Increasingly, airports are being viewed as enterprises, rather than as public services which are expected, at best, to break even. Around the world, governments in both developed and developing countries are turning to the private sector for airport management and development. Municipal and state governments in this country can use the private sector to improve airport operations in several ways.

For existing airports, the simplest form of privatization is contracting out management of the airport on a relatively short-term basis. Larger economic benefits can generally be obtained via a long-term lease or sale of the airport, increasingly common overseas. To create new airport facilities (or entirely new airports), the private sector can be granted either a long-term or perpetual franchise to finance, design, own, and operate those facilities. These techniques can also be used to convert military bases to commercial airports.
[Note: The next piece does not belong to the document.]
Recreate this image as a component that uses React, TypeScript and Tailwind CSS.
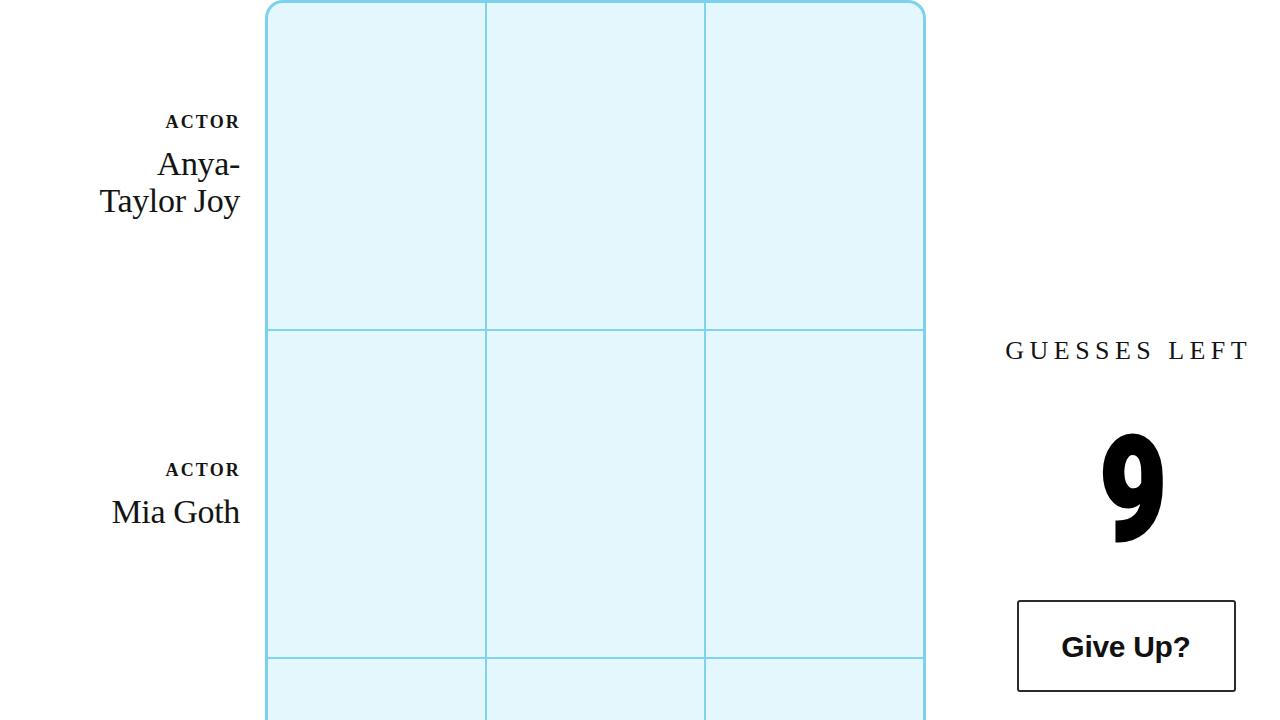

Federal airport grant (AIP) funds for capital investment projects can be used at all types of privatized airports, but so-called entitlement grants (based on passenger or cargo volume) are only available if government retains underlying ownership of the airport (which still permits management contracting or long-term leases). Tax-exempt bonds may remain in place when an airport is privatized, and in some cases tax-exempt financing can be used for new airport privatization projects.

The benefits of a more entrepreneurial approach to airport management include increased operating efficiency, increased airport revenues, improved airport amenities, possible new revenue streams for state and local governments, and reduced risk of developing uneconomic (white-elephant) projects. Airlines, passengers, private-plane owners, and taxpayers can all benefit from this new approach to airport management.